Installer checklist: before you close the panels
Best practices that save time and protect the system
My best advice is simple: keep the install reversible, test one change at a time, and don’t chase maximum bass before you chase clean bass. That’s the difference between a system that sounds good every day and one that impresses for ten minutes and then annoys you. A lot of good installs go sideways because the installer changes the gain, crossover, and EQ all at once, then can’t tell which adjustment caused the improvement or the problem.
If you’re also planning a broader audio upgrade, it helps to study the factory layout first. A guide like how to connect car stereo wires can help you understand signal flow, while how to install a car stereo with amplifier is useful if your Bose system needs a more advanced amp layout. If the factory system is especially complex, how to install car stereo wiring is also a solid reference. Those articles are helpful because they reinforce the same habit that saves Bose installs: identify signal, power, and ground separately instead of treating them like one job.
After wiring, play a bass-heavy track at half volume first. If the sub sounds clean there, you’ve got room to tune. If it sounds bad at low volume, fixing the gain later won’t solve the root problem.
Product picks that fit this kind of install
I’m keeping these suggestions tightly focused on Bose integration. These are the kinds of products I’d look at when someone wants to add bass without replacing the whole factory system. In a shop, the best parts are the ones that reduce guesswork. That usually means a LOC with good turn-on behavior, an amp with stable power delivery, and an enclosure that fits the vehicle without rattling trim panels.
AudioControl LC2i Pro Line Output Converter
Best for factory Bose systems that need a reliable speaker-level to RCA conversion with better bass restoration control.
Kicker CXA800.1 Mono Amplifier
Good choice if you want solid sub power, simple tuning, and dependable daily bass in a factory-integrated setup.
Rockville or Kicker Powered Sub Enclosure
Best for first-time DIY users who want an easier install with fewer separate parts to wire and tune.
When I’d call a professional instead
If the car uses a tightly integrated Bose setup, active noise cancellation, or a complex factory amp location, I’d seriously consider a pro. That’s especially true if you want a hidden install, a custom enclosure, or a DSP tune. A professional will often check things beginners miss: signal phase, factory EQ curves, voltage drop under load, and whether the sub is fighting the OEM bass management.
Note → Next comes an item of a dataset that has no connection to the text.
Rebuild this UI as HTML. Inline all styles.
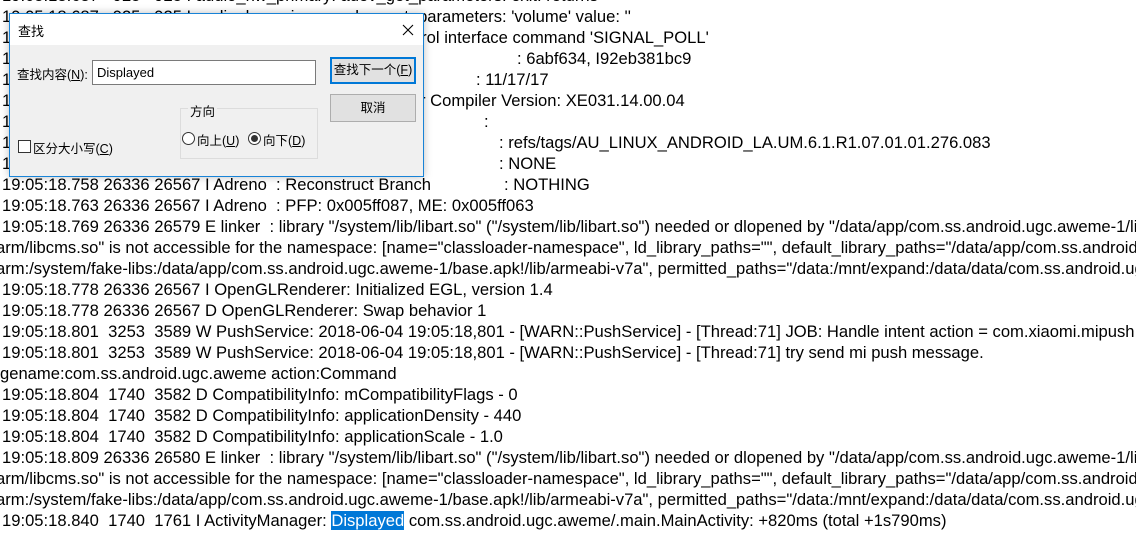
<!DOCTYPE html>
<html><head><meta charset="utf-8"><style>
body{margin:0;width:1136px;height:537px;overflow:hidden;background:#fff;position:relative;font-family:"Liberation Sans","Noto Sans CJK SC",sans-serif;}
.l{position:absolute;white-space:pre;font-size:16.6px;line-height:21px;height:21px;color:#000;}
.hl{background:#0078d7;color:#fff;}
.dlg{position:absolute;left:9px;top:13px;width:413px;height:162px;border:1px solid #1883d7;background:#f0f0f0;box-shadow:0 0 8px rgba(0,0,0,.25);font-size:12px;font-family:"Liberation Sans","Noto Sans CJK SC",sans-serif;}
.dlg .t{position:absolute;left:0;top:0;width:413px;height:31px;background:#fff;}
.a{position:absolute;white-space:pre;}
.btn{position:absolute;background:#e1e1e1;border:1px solid #adadad;text-align:center;box-sizing:border-box;}
</style></head><body>
<div class="l" style="left:2px;top:-15px">19:05:18.687   925   925 I audio_hw_primary: adev_get_parameters: exit: returns</div>
<div class="l" style="left:2px;top:6px">19:05:18.687   925   925 I audio_hw_primary: adev_get_parameters: 'volume' value: ''</div>
<div class="l" style="left:2px;top:27px">19:05:18.690  1190  1190 D wpa_supplicant: wlan0: Control interface command 'SIGNAL_POLL'</div>
<div class="l" style="left:2px;top:48px">1</div><div class="l" style="left:517px;top:48px">: 6abf634, I92eb381bc9</div>
<div class="l" style="left:2px;top:69px">1</div><div class="l" style="left:476px;top:69px">: 11/17/17</div>
<div class="l" style="left:2px;top:90px">1</div><div class="l" style="left:420px;top:90px">r Compiler Version: XE031.14.00.04</div>
<div class="l" style="left:2px;top:111px">1</div><div class="l" style="left:484px;top:111px">:</div>
<div class="l" style="left:2px;top:132px">1</div><div class="l" style="left:499px;top:132px">: refs/tags/AU_LINUX_ANDROID_LA.UM.6.1.R1.07.01.01.276.083</div>
<div class="l" style="left:2px;top:153px">1</div><div class="l" style="left:499px;top:153px">: NONE</div>
<div class="l" style="left:2px;top:174px">19:05:18.758 26336 26567 I Adreno  : Reconstruct Branch</div><div class="l" style="left:504px;top:174px">: NOTHING</div>
<div class="l" style="left:2px;top:195px">19:05:18.763 26336 26567 I Adreno  : PFP: 0x005ff087, ME: 0x005ff063</div>
<div class="l" style="left:2px;top:216px">19:05:18.769 26336 26579 E linker  : library "/system/lib/libart.so" ("/system/lib/libart.so") needed or dlopened by "/data/app/com.ss.android.ugc.aweme-1/lib/</div>
<div class="l" style="left:-4px;top:237px">arm/libcms.so" is not accessible for the namespace: [name="classloader-namespace", ld_library_paths="", default_library_paths="/data/app/com.ss.android.ugc.aweme-1/lib/</div>
<div class="l" style="left:-4px;top:258px">arm:/system/fake-libs:/data/app/com.ss.android.ugc.aweme-1/base.apk!/lib/armeabi-v7a", permitted_paths="/data:/mnt/expand:/data/data/com.ss.android.ugc.aweme"]</div>
<div class="l" style="left:2px;top:279px">19:05:18.778 26336 26567 I OpenGLRenderer: Initialized EGL, version 1.4</div>
<div class="l" style="left:2px;top:300px">19:05:18.778 26336 26567 D OpenGLRenderer: Swap behavior 1</div>
<div class="l" style="left:2px;top:321px">19:05:18.801  3253  3589 W PushService: 2018-06-04 19:05:18,801 - [WARN::PushService] - [Thread:71] JOB: Handle intent action = com.xiaomi.mipush.sdk</div>
<div class="l" style="left:2px;top:342px">19:05:18.801  3253  3589 W PushService: 2018-06-04 19:05:18,801 - [WARN::PushService] - [Thread:71] try send mi push message.</div>
<div class="l" style="left:0px;top:363px">gename:com.ss.android.ugc.aweme action:Command</div>
<div class="l" style="left:2px;top:384px">19:05:18.804  1740  3582 D CompatibilityInfo: mCompatibilityFlags - 0</div>
<div class="l" style="left:2px;top:405px">19:05:18.804  1740  3582 D CompatibilityInfo: applicationDensity - 440</div>
<div class="l" style="left:2px;top:426px">19:05:18.804  1740  3582 D CompatibilityInfo: applicationScale - 1.0</div>
<div class="l" style="left:2px;top:447px">19:05:18.809 26336 26580 E linker  : library "/system/lib/libart.so" ("/system/lib/libart.so") needed or dlopened by "/data/app/com.ss.android.ugc.aweme-1/lib/</div>
<div class="l" style="left:-4px;top:468px">arm/libcms.so" is not accessible for the namespace: [name="classloader-namespace", ld_library_paths="", default_library_paths="/data/app/com.ss.android.ugc.aweme-1/lib/</div>
<div class="l" style="left:-4px;top:489px">arm:/system/fake-libs:/data/app/com.ss.android.ugc.aweme-1/base.apk!/lib/armeabi-v7a", permitted_paths="/data:/mnt/expand:/data/data/com.ss.android.ugc.aweme"]</div>
<div class="l" style="left:2px;top:510px">19:05:18.840  1740  1761 I ActivityManager: <span class="hl">Displayed</span> com.ss.android.ugc.aweme/.main.MainActivity: +820ms (total +1s790ms)</div>

<div class="dlg">
 <div class="t"></div>
 <div class="a" style="left:8px;top:7px;font-size:13px">查找</div>
 <svg class="a" style="left:392px;top:10px" width="12" height="12"><path d="M1 1L11 11M11 1L1 11" stroke="#000" stroke-width="1.1"/></svg>
 <div class="a" style="left:7px;top:50px;font-size:12.5px">查找内容(<u>N</u>):</div>
 <div class="a" style="left:82px;top:46px;background:#fff;border:1px solid #7a7a7a;font-size:13px;line-height:23px;padding-left:4px;box-sizing:border-box;width:224px;height:25px">Displayed</div>
 <div class="btn" style="left:320px;top:43px;width:86px;height:27px;border:2px solid #0078d7;line-height:23px;font-size:12.5px">查找下一个(<u>F</u>)</div>
 <div class="btn" style="left:320px;top:80px;width:86px;height:28px;line-height:26px;font-size:12.5px">取消</div>
 <div class="a" style="left:170px;top:94px;width:136px;height:49px;border:1px solid #dcdcdc"></div>
 <div class="a" style="left:178px;top:87px;background:#f0f0f0;padding:0 2px;font-size:12.5px">方向</div>
 <div class="a" style="left:172px;top:118px;width:11px;height:11px;border:1px solid #333;border-radius:50%;background:#fff"></div>
 <div class="a" style="left:187px;top:116px;font-size:12.5px">向上(<u>U</u>)</div>
 <div class="a" style="left:238px;top:118px;width:11px;height:11px;border:1px solid #333;border-radius:50%;background:#fff"></div>
 <div class="a" style="left:241px;top:121px;width:7px;height:7px;border-radius:50%;background:#333"></div>
 <div class="a" style="left:253px;top:116px;font-size:12.5px">向下(<u>D</u>)</div>
 <div class="a" style="left:8px;top:126px;width:11px;height:11px;border:1px solid #333;background:#fff"></div>
 <div class="a" style="left:23px;top:124px;font-size:12.5px">区分大小写(<u>C</u>)</div>
</div>
</body></html>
Honestly, if you’ve already checked the signal source, power, and ground and the bass still sounds wrong, it’s time to step back. That doesn’t mean you failed. It means the car’s factory audio architecture is more complicated than a basic aftermarket setup. At that point, a pro can often save time by identifying whether the issue is the Bose amp, the signal tap, or the acoustic placement of the enclosure in the cabin.
FAQ
Can I add a subwoofer without replacing the Bose head unit?
Yes. You can tap the factory speaker signal with a LOC or DSP and run a separate sub amp.
Do I need a line output converter for a Bose system?
Usually yes, unless your amp or powered sub accepts speaker-level input directly.
Why does my new sub sound weak on a Bose system?
The factory signal may be filtered or heavily equalized, or the gain and crossover may not be set correctly.
What is the safest way to power the sub amp?
Run fused power from the battery, use a short solid ground, and keep the wiring away from sharp edges.
How do I know if I should use a DSP instead of a LOC?
Choose a DSP if the Bose signal changes a lot with volume or if you want the best tuning control.
Can I install the sub myself in a day?
Yes, a simple powered sub can take a few hours. A full amp-and-LOC install usually takes longer.
If you want better bass in a Bose car, keep the install simple, protect the wiring, and tune slowly. That’s the cleanest way to get strong low end without fighting the factory system.